## Aim
In the listing below, find every line with the string "Tailwind" and pull it out.

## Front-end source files
%%
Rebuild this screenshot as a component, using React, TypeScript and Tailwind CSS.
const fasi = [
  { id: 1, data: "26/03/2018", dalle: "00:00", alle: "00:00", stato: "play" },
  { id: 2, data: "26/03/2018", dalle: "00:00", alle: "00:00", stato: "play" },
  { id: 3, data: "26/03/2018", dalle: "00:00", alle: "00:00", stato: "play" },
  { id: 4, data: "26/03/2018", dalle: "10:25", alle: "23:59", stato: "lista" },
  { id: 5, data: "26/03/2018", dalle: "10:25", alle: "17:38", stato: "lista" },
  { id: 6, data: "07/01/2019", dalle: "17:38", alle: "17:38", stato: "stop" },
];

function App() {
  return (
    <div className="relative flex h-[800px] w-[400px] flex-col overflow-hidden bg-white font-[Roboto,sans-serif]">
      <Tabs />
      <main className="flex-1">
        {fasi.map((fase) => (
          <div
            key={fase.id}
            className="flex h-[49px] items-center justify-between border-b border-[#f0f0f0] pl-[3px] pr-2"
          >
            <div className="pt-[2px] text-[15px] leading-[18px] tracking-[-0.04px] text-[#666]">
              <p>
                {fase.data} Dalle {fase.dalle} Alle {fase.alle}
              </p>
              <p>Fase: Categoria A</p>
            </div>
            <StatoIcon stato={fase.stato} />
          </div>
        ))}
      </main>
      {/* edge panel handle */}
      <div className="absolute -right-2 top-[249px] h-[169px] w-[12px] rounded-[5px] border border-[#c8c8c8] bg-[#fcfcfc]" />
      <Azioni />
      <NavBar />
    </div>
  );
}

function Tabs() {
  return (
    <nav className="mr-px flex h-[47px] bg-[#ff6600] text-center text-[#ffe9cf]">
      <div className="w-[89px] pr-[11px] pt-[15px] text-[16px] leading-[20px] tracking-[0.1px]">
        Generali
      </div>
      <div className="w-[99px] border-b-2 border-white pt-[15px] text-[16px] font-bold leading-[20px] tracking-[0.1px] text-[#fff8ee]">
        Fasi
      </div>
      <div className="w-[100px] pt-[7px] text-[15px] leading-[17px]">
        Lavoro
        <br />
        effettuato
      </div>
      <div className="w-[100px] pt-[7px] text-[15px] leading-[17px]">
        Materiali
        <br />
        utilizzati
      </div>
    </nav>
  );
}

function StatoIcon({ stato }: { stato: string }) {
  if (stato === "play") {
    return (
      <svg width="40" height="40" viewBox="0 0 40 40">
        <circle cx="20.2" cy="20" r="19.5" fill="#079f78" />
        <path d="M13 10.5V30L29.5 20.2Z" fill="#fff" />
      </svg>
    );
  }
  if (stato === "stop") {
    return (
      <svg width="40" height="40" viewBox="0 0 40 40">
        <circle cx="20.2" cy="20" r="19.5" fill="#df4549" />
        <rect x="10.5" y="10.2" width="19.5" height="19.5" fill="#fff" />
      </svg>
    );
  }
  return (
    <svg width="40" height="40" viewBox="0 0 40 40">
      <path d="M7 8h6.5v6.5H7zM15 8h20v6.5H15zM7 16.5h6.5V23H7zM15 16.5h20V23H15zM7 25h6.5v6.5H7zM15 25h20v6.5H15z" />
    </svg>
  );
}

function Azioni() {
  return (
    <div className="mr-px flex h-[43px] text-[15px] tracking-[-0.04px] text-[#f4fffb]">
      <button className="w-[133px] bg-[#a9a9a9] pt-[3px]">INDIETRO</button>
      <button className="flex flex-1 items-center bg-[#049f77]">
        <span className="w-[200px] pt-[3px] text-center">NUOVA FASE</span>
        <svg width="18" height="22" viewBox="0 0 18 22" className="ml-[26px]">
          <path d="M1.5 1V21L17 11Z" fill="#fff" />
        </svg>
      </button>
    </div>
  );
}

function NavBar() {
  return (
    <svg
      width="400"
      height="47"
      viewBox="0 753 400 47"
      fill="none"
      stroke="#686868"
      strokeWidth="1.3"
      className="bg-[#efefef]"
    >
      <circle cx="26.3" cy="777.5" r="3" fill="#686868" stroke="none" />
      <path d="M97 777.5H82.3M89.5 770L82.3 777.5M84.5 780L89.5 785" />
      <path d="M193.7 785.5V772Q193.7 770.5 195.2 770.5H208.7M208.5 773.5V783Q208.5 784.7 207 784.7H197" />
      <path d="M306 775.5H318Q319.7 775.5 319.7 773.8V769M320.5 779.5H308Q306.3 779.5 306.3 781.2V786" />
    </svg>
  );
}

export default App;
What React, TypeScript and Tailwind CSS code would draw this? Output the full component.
%%
## Answer to this exercise
Rebuild this screenshot as a component, using React, TypeScript and Tailwind CSS.
What React, TypeScript and Tailwind CSS code would draw this? Output the full component.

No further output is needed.